┏━━

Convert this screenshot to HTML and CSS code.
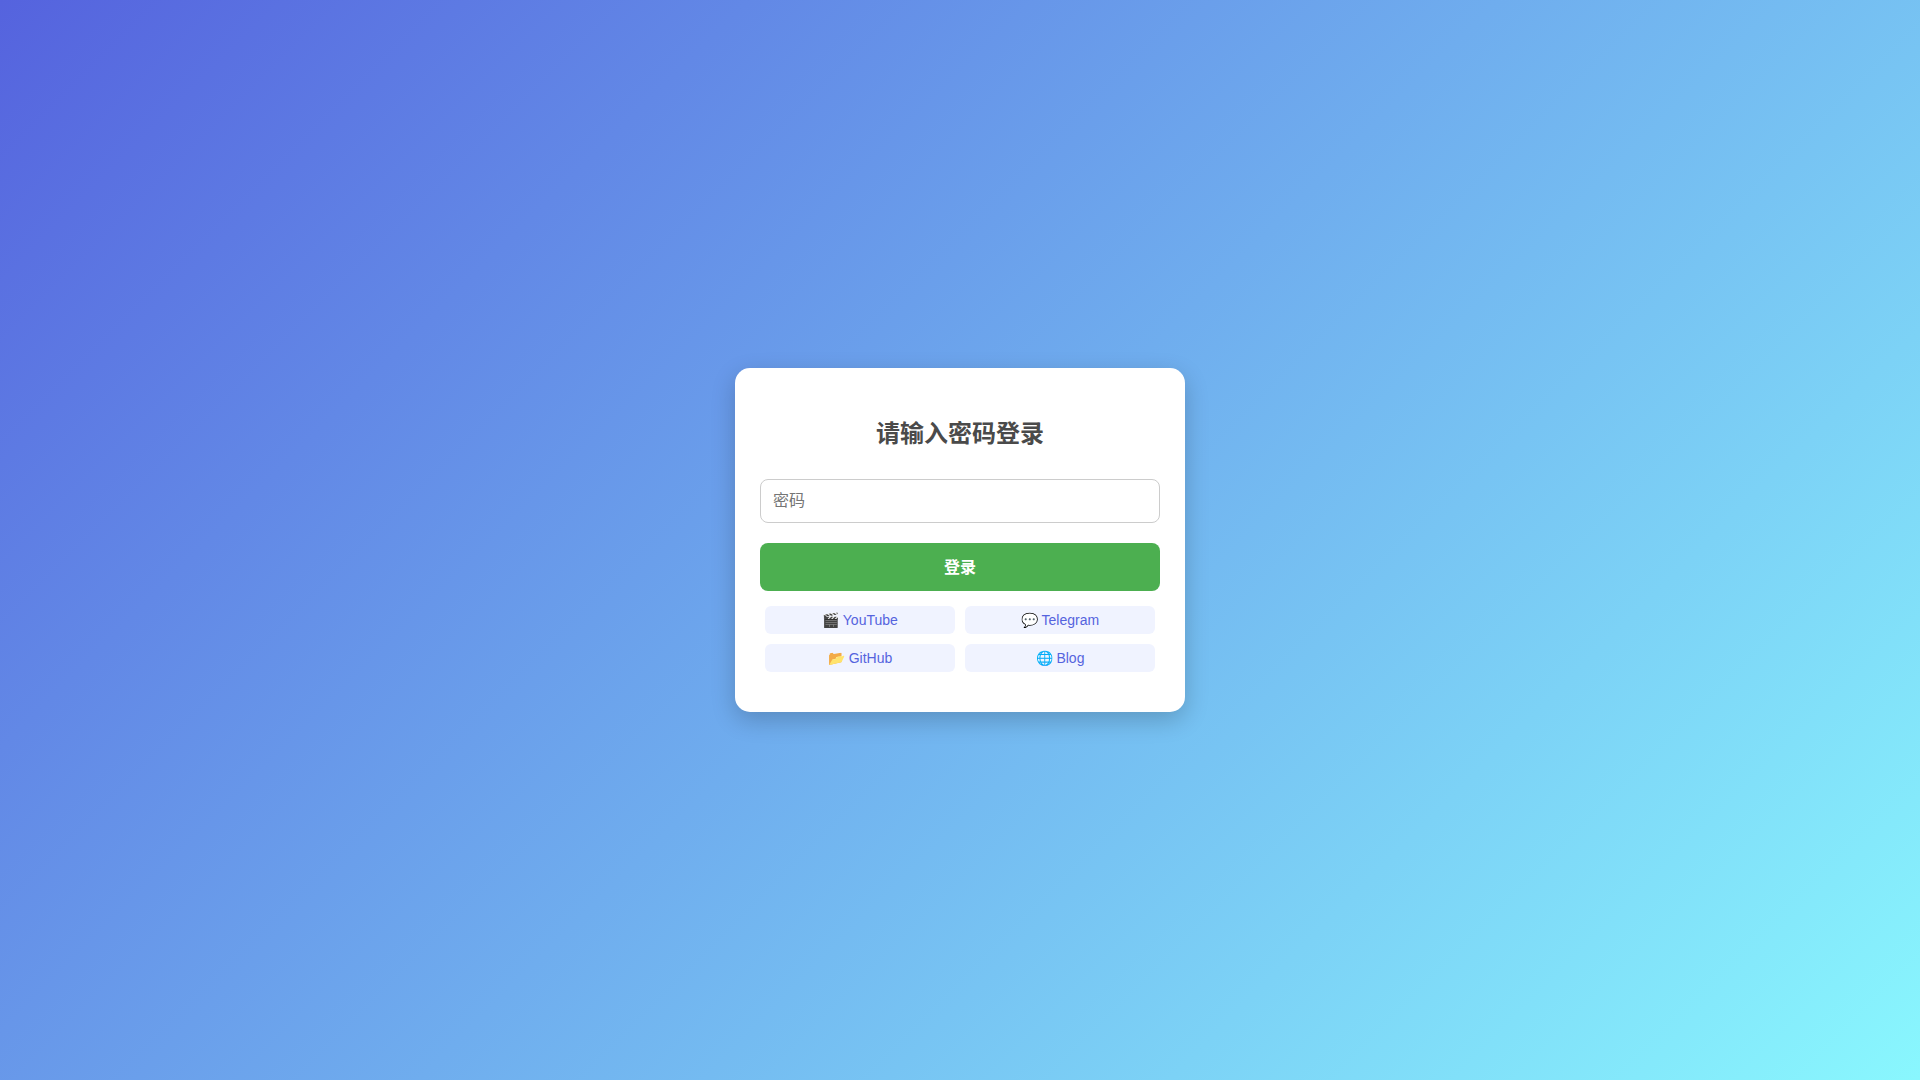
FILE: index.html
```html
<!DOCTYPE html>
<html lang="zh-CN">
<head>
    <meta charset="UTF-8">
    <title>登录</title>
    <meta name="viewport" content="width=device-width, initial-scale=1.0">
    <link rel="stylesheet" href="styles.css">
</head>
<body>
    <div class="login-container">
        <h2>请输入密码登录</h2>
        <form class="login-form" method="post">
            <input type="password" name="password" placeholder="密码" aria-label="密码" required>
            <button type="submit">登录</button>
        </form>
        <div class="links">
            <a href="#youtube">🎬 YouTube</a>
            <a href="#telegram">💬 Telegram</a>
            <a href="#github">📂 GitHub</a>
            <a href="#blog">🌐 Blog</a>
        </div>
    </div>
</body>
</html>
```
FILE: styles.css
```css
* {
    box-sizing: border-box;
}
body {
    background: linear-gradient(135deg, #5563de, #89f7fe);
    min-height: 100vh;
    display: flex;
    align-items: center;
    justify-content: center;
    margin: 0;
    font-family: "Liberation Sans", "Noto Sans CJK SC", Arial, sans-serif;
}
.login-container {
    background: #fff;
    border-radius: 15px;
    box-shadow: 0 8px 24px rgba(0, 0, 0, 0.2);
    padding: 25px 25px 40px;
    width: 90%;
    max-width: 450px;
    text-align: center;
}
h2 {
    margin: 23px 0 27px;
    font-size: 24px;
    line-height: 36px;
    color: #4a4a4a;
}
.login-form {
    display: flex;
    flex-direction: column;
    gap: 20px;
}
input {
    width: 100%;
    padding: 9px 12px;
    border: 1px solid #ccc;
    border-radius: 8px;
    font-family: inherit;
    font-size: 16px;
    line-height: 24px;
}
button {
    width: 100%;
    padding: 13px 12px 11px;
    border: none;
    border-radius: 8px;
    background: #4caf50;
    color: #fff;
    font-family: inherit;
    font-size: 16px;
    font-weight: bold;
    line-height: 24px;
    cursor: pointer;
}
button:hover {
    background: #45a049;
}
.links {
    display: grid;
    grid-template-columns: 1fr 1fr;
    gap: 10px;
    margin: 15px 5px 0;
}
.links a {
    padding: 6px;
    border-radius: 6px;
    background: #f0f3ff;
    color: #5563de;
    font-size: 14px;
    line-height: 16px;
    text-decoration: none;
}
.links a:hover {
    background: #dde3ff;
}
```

┗━━
┏━━

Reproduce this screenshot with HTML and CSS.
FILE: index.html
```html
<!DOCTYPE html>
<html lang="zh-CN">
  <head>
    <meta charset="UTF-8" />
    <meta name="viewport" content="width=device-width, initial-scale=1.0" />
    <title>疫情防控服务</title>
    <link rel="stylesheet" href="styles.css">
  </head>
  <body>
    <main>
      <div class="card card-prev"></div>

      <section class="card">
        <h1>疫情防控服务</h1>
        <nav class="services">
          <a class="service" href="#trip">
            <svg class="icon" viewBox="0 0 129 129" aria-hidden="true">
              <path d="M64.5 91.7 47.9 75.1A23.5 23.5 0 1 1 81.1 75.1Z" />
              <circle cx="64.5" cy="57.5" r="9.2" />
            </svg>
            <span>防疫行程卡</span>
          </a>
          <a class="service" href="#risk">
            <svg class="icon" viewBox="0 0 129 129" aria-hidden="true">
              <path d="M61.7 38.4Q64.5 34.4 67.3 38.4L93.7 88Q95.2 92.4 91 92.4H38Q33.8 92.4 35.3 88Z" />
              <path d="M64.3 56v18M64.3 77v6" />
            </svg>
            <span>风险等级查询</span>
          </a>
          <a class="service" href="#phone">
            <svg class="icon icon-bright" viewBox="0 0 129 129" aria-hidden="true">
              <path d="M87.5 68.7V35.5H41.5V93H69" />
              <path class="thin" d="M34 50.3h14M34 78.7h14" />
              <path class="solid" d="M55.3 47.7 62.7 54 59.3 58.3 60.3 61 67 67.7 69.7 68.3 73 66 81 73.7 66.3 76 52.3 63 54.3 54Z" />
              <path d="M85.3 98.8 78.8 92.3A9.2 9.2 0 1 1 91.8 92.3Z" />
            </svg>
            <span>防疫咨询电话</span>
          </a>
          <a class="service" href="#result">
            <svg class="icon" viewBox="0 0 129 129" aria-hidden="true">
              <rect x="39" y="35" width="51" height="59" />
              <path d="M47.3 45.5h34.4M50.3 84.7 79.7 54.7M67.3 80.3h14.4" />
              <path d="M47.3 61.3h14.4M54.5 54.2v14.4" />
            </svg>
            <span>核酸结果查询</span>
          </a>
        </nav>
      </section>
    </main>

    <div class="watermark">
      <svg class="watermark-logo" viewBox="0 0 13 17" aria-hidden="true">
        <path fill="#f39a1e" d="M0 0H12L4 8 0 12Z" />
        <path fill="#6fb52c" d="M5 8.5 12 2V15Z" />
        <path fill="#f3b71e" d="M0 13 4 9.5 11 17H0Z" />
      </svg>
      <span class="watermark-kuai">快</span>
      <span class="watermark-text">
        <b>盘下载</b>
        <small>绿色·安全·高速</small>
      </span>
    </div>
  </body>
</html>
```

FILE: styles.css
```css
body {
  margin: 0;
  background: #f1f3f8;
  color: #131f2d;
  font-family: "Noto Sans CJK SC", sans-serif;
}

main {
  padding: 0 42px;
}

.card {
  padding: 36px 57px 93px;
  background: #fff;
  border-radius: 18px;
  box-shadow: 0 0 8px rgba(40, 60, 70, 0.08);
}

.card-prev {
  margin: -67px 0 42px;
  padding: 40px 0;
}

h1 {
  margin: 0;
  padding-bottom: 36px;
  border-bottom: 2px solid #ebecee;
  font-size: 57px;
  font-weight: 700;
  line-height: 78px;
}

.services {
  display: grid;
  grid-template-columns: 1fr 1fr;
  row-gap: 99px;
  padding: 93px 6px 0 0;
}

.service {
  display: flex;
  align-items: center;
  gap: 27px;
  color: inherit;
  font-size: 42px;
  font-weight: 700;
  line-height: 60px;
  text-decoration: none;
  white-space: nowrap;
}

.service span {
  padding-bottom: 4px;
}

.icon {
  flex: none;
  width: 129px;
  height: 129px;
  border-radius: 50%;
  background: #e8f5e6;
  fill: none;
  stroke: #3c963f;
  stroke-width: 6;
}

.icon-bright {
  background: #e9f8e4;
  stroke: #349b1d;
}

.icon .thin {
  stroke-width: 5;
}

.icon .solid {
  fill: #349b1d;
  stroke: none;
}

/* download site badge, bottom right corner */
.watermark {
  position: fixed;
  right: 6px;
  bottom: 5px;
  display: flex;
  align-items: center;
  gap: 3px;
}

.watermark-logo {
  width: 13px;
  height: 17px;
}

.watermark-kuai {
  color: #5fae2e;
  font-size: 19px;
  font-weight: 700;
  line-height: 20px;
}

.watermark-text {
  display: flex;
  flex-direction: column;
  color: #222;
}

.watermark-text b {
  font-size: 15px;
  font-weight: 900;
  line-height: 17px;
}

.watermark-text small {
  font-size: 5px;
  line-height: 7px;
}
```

┗━━

All lines that include "this" are to be gathered and copied.

Convert this screenshot to HTML and CSS code.
Reproduce this screenshot with HTML and CSS.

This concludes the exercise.